You could always adopt a more complex force equation that doesn't have a singularity in it. But in practice, it's easier to use a simple but singular equation, and then selectively ignore its bad behavior.

1) https://en.wikipedia.org/wiki/Coulomb%27s_law

2) https://en.wikipedia.org/wiki/Interatomic_potential

[civilized]

The presence of a singularity in the force doesn't mean it will cause a blow up in the solution. Two positively charged point particles interacting electrostatically can be shot at each other at any angle or speed and blowup will never occur.

[throwaway81523]

There are all kinds of blow-ups in Newtonian mechanics and in other equations of physics. The singularity at the center of a black hole in general relativity is a famous example. The ultraviolet catastrophe in classical thermodynamics was another. The presumption is that blow-ups in an equation indicate a mismatch between the equation and the true physical world, telling physicists to look for better theories, whose equations don't blow up. For the ultraviolet catastrophe, the mystery was solved through the discovery of quantum mechanics. For GR, it is still unsolved, and the solution is expected to come from a theory of quantum gravity that hasn't yet been invented, but is the target of tons of research.
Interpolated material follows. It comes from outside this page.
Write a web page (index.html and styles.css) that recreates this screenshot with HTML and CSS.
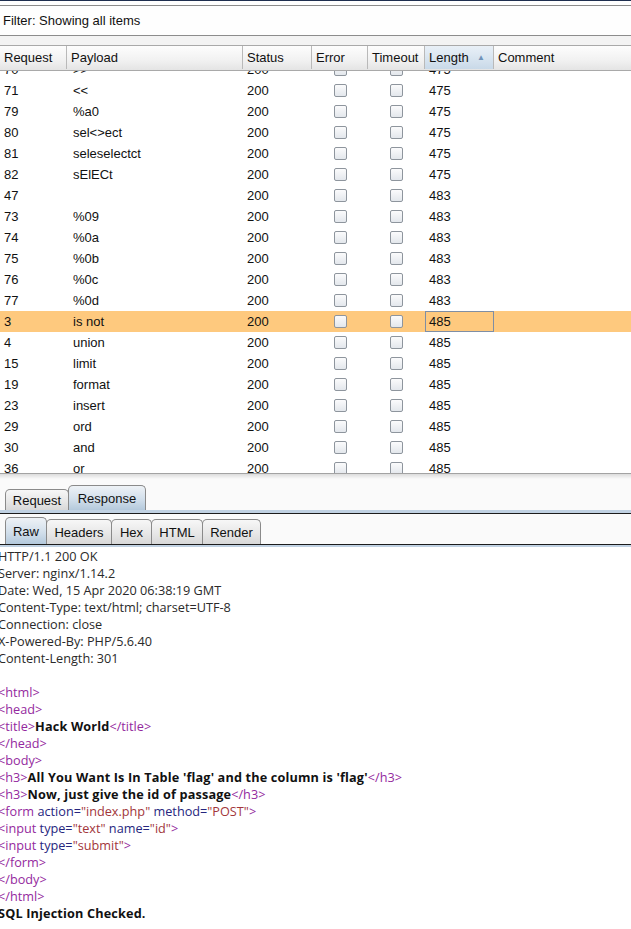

Here's a cool expository article about blow-ups in classical mechanics and elsewhere: https://arxiv.org/abs/1609.01421

[wwalker3]

That's a great article! 1) I'd seen a lot of other cool stuff from the same author over the years (see https://math.ucr.edu/home/baez/README.html), but had somehow missed this one.

1) "Struggles with the Continuum" by John Baez

[vba616]

This makes me think of:

https://en.wikipedia.org/wiki/Sonoluminescence

I would think that nothing in reality is infinite, but allegedly sound waves collapsing bubbles in a fluid can cause a very small amount of plasma to become hotter than the sun and emit light. Some controversial research claims it might even be possible to create atomic fusion this way.